* _INSTRUCTION_:
In your copy, repeat the records exactly and leave out the pictures.

* _MATERIAL FOR THE TASK_:
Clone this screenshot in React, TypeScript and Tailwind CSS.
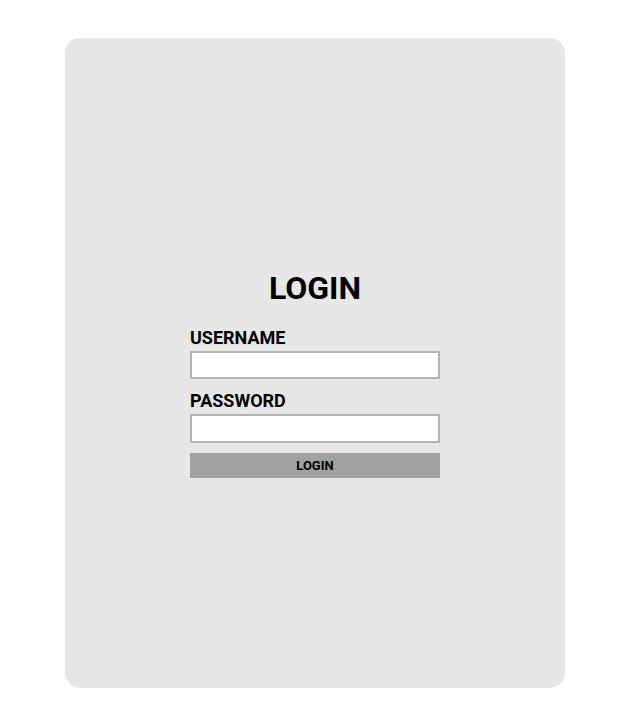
export default function App() {
  return (
    <div className="min-h-[710px] w-full bg-white pt-[38px] pl-[65px] font-['Roboto',sans-serif]">
      <div className="flex h-[650px] w-[500px] flex-col items-center rounded-[15px] bg-[#e7e7e7] pt-[231px]">
        <h1 className="h-[38px] text-[32px] font-bold leading-[38px] text-black">LOGIN</h1>
        <form className="mt-[20px] flex w-[250px] flex-col" onSubmit={(e) => e.preventDefault()}>
          <label className="h-[21px] text-[18px] font-bold leading-[21px] text-black">USERNAME</label>
          <input className="mt-[3px] h-[28px] w-full border-2 border-[#b3b3b3] bg-white px-1 outline-none" type="text" />
          <label className="mt-[11px] h-[21px] text-[18px] font-bold leading-[21px] text-black">PASSWORD</label>
          <input className="mt-[3px] h-[29px] w-full border-2 border-[#b3b3b3] bg-white px-1 outline-none" type="password" />
          <button
            type="submit"
            className="mt-[10px] h-[25px] w-full bg-[#a1a1a1] text-[13px] font-bold leading-[25px] text-black"
          >
            LOGIN
          </button>
        </form>
      </div>
    </div>
  );
}
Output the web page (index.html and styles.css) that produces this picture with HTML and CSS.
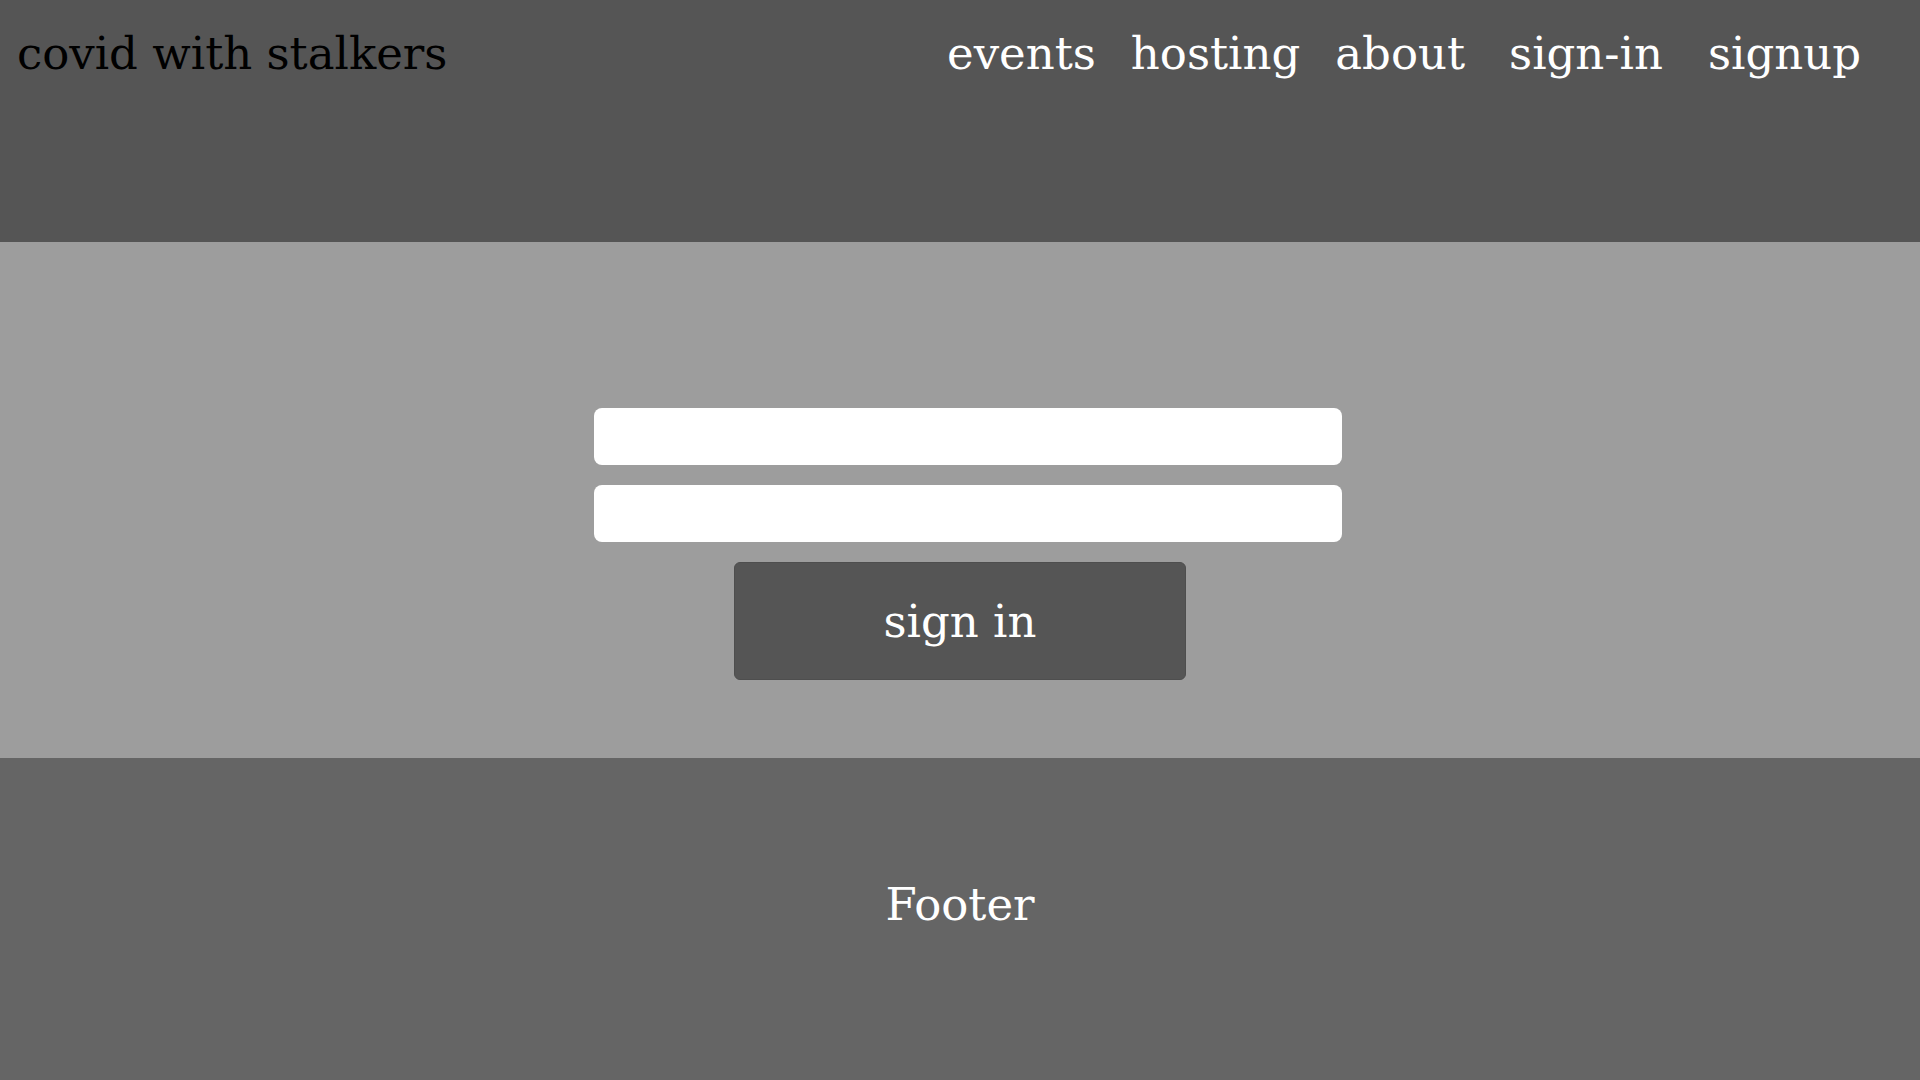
FILE: index.html
```html
<!DOCTYPE html>
<html lang="en">
<head>
<meta charset="utf-8">
<title>covid with stalkers</title>
<link rel="stylesheet" href="styles.css">
</head>
<body>
<header class="site-header">
  <div class="logo">covid with stalkers</div>
  <nav class="nav">
    <div class="nav-main">
      <a class="nav-link" href="#">events</a>
      <a class="nav-link" href="#">hosting</a>
      <a class="nav-link" href="#">about</a>
    </div>
    <div class="nav-auth">
      <a class="nav-link" href="#">sign-in</a>
      <a class="nav-link" href="#">signup</a>
    </div>
  </nav>
</header>
<main class="content">
  <form class="signin-form">
    <input class="field" type="text">
    <input class="field" type="password">
    <button class="signin-btn" type="button">sign in</button>
  </form>
</main>
<footer class="site-footer">Footer</footer>
</body>
</html>
```
FILE: styles.css
```css
* { box-sizing: border-box; }
html, body { margin: 0; padding: 0; }
body {
  font-family: "DejaVu Serif", "Liberation Serif", serif;
  font-size: 45px;
  background: #656565;
}
.site-header {
  height: 242px;
  background: #555555;
  display: flex;
  justify-content: space-between;
  align-items: flex-start;
  padding: 27px 59px 0 17px;
}
.logo {
  color: #000;
}
.nav {
  display: flex;
  gap: 44px;
}
.nav-main, .nav-auth {
  display: flex;
}
.nav-main { gap: 35px; }
.nav-auth { gap: 45px; }
.nav-link {
  color: #fff;
  text-decoration: none;
}
.content {
  height: 516px;
  background: #9d9d9d;
  padding-top: 166px;
}
.signin-form {
  display: flex;
  flex-direction: column;
  align-items: center;
}
.field {
  display: block;
  width: 748px;
  height: 57px;
  border: none;
  border-radius: 8px;
  background: #fff;
  margin: 0 0 20px 16px;
  outline: none;
}
.signin-btn {
  width: 452px;
  height: 118px;
  background: #555555;
  border: 1px solid #4e4e4e;
  border-radius: 6px;
  color: #fff;
  font-family: inherit;
  font-size: 45px;
  padding: 0;
}
.site-footer {
  height: 322px;
  background: #656565;
  color: #fff;
  text-align: center;
  padding-top: 120px;
}
```
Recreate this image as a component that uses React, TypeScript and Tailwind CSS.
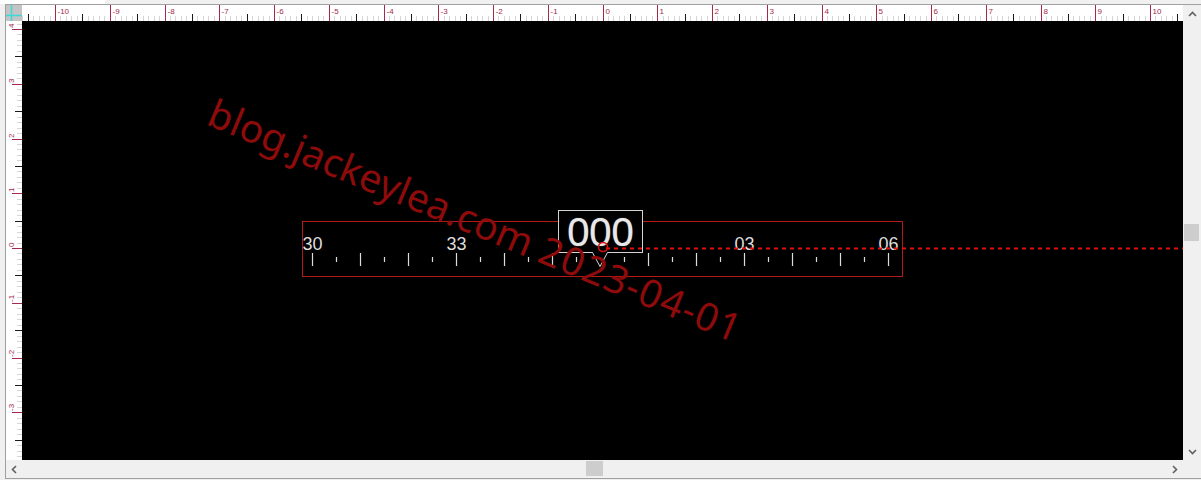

* _THE ANSWER_:
Clone this screenshot in React, TypeScript and Tailwind CSS.
export default function App() {
  return (
    <div className="min-h-[710px] w-full bg-white pt-[38px] pl-[65px] font-['Roboto',sans-serif]">
      <div className="flex h-[650px] w-[500px] flex-col items-center rounded-[15px] bg-[#e7e7e7] pt-[231px]">
        <h1 className="h-[38px] text-[32px] font-bold leading-[38px] text-black">LOGIN</h1>
        <form className="mt-[20px] flex w-[250px] flex-col" onSubmit={(e) => e.preventDefault()}>
          <label className="h-[21px] text-[18px] font-bold leading-[21px] text-black">USERNAME</label>
          <input className="mt-[3px] h-[28px] w-full border-2 border-[#b3b3b3] bg-white px-1 outline-none" type="text" />
          <label className="mt-[11px] h-[21px] text-[18px] font-bold leading-[21px] text-black">PASSWORD</label>
          <input className="mt-[3px] h-[29px] w-full border-2 border-[#b3b3b3] bg-white px-1 outline-none" type="password" />
          <button
            type="submit"
            className="mt-[10px] h-[25px] w-full bg-[#a1a1a1] text-[13px] font-bold leading-[25px] text-black"
          >
            LOGIN
          </button>
        </form>
      </div>
    </div>
  );
}
Output the web page (index.html and styles.css) that produces this picture with HTML and CSS.
FILE: index.html
```html
<!DOCTYPE html>
<html lang="en">
<head>
<meta charset="utf-8">
<title>covid with stalkers</title>
<link rel="stylesheet" href="styles.css">
</head>
<body>
<header class="site-header">
  <div class="logo">covid with stalkers</div>
  <nav class="nav">
    <div class="nav-main">
      <a class="nav-link" href="#">events</a>
      <a class="nav-link" href="#">hosting</a>
      <a class="nav-link" href="#">about</a>
    </div>
    <div class="nav-auth">
      <a class="nav-link" href="#">sign-in</a>
      <a class="nav-link" href="#">signup</a>
    </div>
  </nav>
</header>
<main class="content">
  <form class="signin-form">
    <input class="field" type="text">
    <input class="field" type="password">
    <button class="signin-btn" type="button">sign in</button>
  </form>
</main>
<footer class="site-footer">Footer</footer>
</body>
</html>
```
FILE: styles.css
```css
* { box-sizing: border-box; }
html, body { margin: 0; padding: 0; }
body {
  font-family: "DejaVu Serif", "Liberation Serif", serif;
  font-size: 45px;
  background: #656565;
}
.site-header {
  height: 242px;
  background: #555555;
  display: flex;
  justify-content: space-between;
  align-items: flex-start;
  padding: 27px 59px 0 17px;
}
.logo {
  color: #000;
}
.nav {
  display: flex;
  gap: 44px;
}
.nav-main, .nav-auth {
  display: flex;
}
.nav-main { gap: 35px; }
.nav-auth { gap: 45px; }
.nav-link {
  color: #fff;
  text-decoration: none;
}
.content {
  height: 516px;
  background: #9d9d9d;
  padding-top: 166px;
}
.signin-form {
  display: flex;
  flex-direction: column;
  align-items: center;
}
.field {
  display: block;
  width: 748px;
  height: 57px;
  border: none;
  border-radius: 8px;
  background: #fff;
  margin: 0 0 20px 16px;
  outline: none;
}
.signin-btn {
  width: 452px;
  height: 118px;
  background: #555555;
  border: 1px solid #4e4e4e;
  border-radius: 6px;
  color: #fff;
  font-family: inherit;
  font-size: 45px;
  padding: 0;
}
.site-footer {
  height: 322px;
  background: #656565;
  color: #fff;
  text-align: center;
  padding-top: 120px;
}
```
Recreate this image as a component that uses React, TypeScript and Tailwind CSS.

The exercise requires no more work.